Si fuera incuestionable la presunción de que el “espíritu” es una estricta reacción química, y aceptáramos que la promesa de una vida eterna ha sido una artimaña de las religiones, su encaje efervescente nos llevará a un yermo pavoroso: la raza humana no estaría sola, sino desamparada, desasistida de un soporte que la envolviera de una redondez consoladora. Y es que a partir de ahí el ‘homo erectus’, convertido en el ‘homo sapiens’, comenzaría a enfrentarse al instante perentorio de su inflexión moral, esas membranas que soportan miedos, frustraciones, y no habría   ilusión en el linde del horizonte de la vida. ¿Escalofriante? Mucho más: el vacío.

Moshéh ben Maimón, mejor  conocido como Maimónides, judío nacido en la Córdoba andaluza musulmana, exponía: “Sólo nos es dado discutir lo que Dios no es”.

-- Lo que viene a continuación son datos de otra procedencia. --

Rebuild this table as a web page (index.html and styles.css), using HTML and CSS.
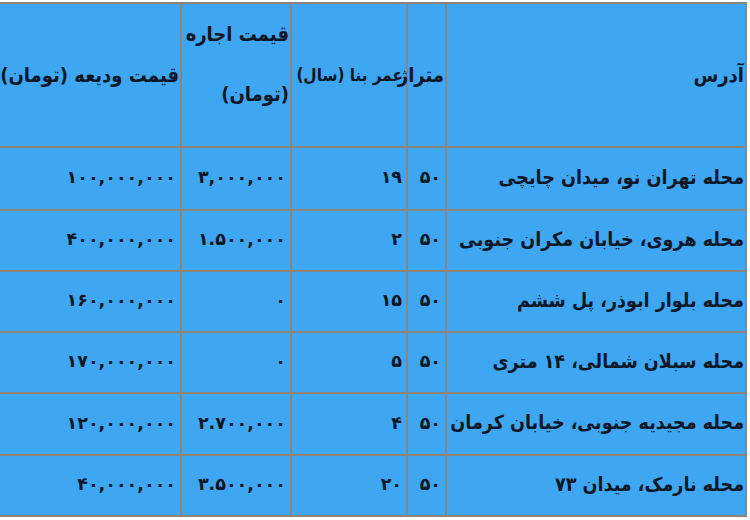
FILE: index.html
```html
<!DOCTYPE html>
<html lang="fa" dir="rtl">
<head>
<meta charset="utf-8">
<title>جدول اجاره</title>
<link rel="stylesheet" href="styles.css">
</head>
<body>
<table class="grid">
  <colgroup>
    <col class="c-addr">
    <col class="c-area">
    <col class="c-age">
    <col class="c-rent">
    <col class="c-deposit">
  </colgroup>
  <thead>
    <tr class="head">
      <th>آدرس</th>
      <th>متراژ</th>
      <th class="age">عمر بنا (سال)</th>
      <th class="two-line">قیمت اجاره<br>(تومان)</th>
      <th>قیمت ودیعه (تومان)</th>
    </tr>
  </thead>
  <tbody>
    <tr class="row-first">
      <td>محله تهران نو، میدان چایچی</td>
      <td class="num">۵۰</td>
      <td class="num">۱۹</td>
      <td class="num">۳,۰۰۰,۰۰۰</td>
      <td class="num">۱۰۰,۰۰۰,۰۰۰</td>
    </tr>
    <tr>
      <td>محله هروی، خیابان مکران جنوبی</td>
      <td class="num">۵۰</td>
      <td class="num">۲</td>
      <td class="num">۱.۵۰۰,۰۰۰</td>
      <td class="num">۴۰۰,۰۰۰,۰۰۰</td>
    </tr>
    <tr>
      <td>محله بلوار ابوذر، پل ششم</td>
      <td class="num">۵۰</td>
      <td class="num">۱۵</td>
      <td class="num">۰</td>
      <td class="num">۱۶۰,۰۰۰,۰۰۰</td>
    </tr>
    <tr>
      <td>محله سبلان شمالی، ۱۴ متری</td>
      <td class="num">۵۰</td>
      <td class="num">۵</td>
      <td class="num">۰</td>
      <td class="num">۱۷۰,۰۰۰,۰۰۰</td>
    </tr>
    <tr class="row-tall">
      <td>محله مجیدیه جنوبی، خیابان کرمان</td>
      <td class="num">۵۰</td>
      <td class="num">۴</td>
      <td class="num">۲.۷۰۰,۰۰۰</td>
      <td class="num">۱۲۰,۰۰۰,۰۰۰</td>
    </tr>
    <tr>
      <td>محله نارمک، میدان ۷۳</td>
      <td class="num">۵۰</td>
      <td class="num">۲۰</td>
      <td class="num">۳.۵۰۰,۰۰۰</td>
      <td class="num">۴۰,۰۰۰,۰۰۰</td>
    </tr>
  </tbody>
</table>
</body>
</html>
```
FILE: styles.css
```css
html, body {
  margin: 0;
  padding: 0;
  background: #ffffff;
}

body {
  width: 750px;
  height: 520px;
  overflow: hidden;
  font-family: "DejaVu Sans Condensed", "DejaVu Sans", sans-serif;
  font-stretch: condensed;
  color: #0b1626;
}

.grid {
  border-collapse: collapse;
  table-layout: fixed;
  width: 748px;
  margin: 2px 3px 0 -1px;
  background: #3fa7f1;
  font-size: 19.5px;
  font-weight: bold;
}

.c-addr { width: 300px; }
.c-area { width: 39px; }
.c-age { width: 116px; }
.c-rent { width: 110px; }
.c-deposit { width: 183px; }

.grid th,
.grid td {
  border: 2px solid #8f8477;
  padding: 0 1px 0 0;
  text-align: right;
  white-space: nowrap;
  overflow: visible;
  vertical-align: middle;
}

.head th {
  height: 142px;
  font-size: 20px;
  font-weight: bold;
}

.head th.age {
  font-size: 17px;
  padding-right: 3px;
}

.head th.two-line {
  vertical-align: top;
  line-height: 60px;
  padding-top: 0;
  height: 142px;
}

.grid tbody td {
  height: 56px;
  padding-bottom: 3px;
}

.grid tbody .row-first td {
  height: 58px;
}

.grid tbody .row-tall td {
  height: 57px;
}

.grid td.num {
  padding-right: 4px;
  font-size: 17.5px;
  font-family: "DejaVu Sans", sans-serif;
  font-stretch: normal;
}
```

En cierto texto nos acordamos de haber leído estas palabras: “El mundo material ha tenido un Curvier, la atmósfera de Newton. Todos conocen, pues, la atracción del mundo material, pero ¿dónde están los Curvier y los Newton del alma?”.

El escritor lusitano José Saramago negaba abiertamente  la existencia de un Creador y lo hacia sin  altibajos. "No creo en Dios ni en la vida futura ni en el infierno, ni en el cielo, ni en nada". Y añadía con penetrante reflexión:

“Debo de decir que a mí me encantaría que existiera porque tendría todo más o menos explicado y, sobre todo, tendría a quién pedir cuentas por las mañanas. Pedirlas y también darlas. Pero no tengo a quién pedirlas”, añadía.

Sin Dios o con él, el autor de “El evangelio según Jesucristo”, nos dejó una certeza: ese hombre o mujer que no piensa igual a mí soy yo mismo. Esto se llama tolerancia: aceptar las actitudes de los demás y no como uno pretendiera que fueran.

Uno, espiga encorvada el viento, con profusas preguntas sin respuestas,  ejerce  respeto al nombre de   Dios a la manera de madre. Ella cada noche le rezaba, y uno sigue el mismo sendero cristiano. Quizás no sea fe tal como la conocemos y sí afecto materno. A estas alturas de la vida da lo mismo. Entre su ternura y nuestra persona hay un cordón umbilical que nos adhiere más allá de la sepultura.

Somos almas  con infinidad de titubeos, y ante esos oteros de la  realidad, apoyados en la misma fe del eremita, nos aferramos a la idea de que el espíritu sea el reflejo del universo en expansión, con sus ondas gravitacionales, que tal vez no tuvo principio y que quizás no posea final.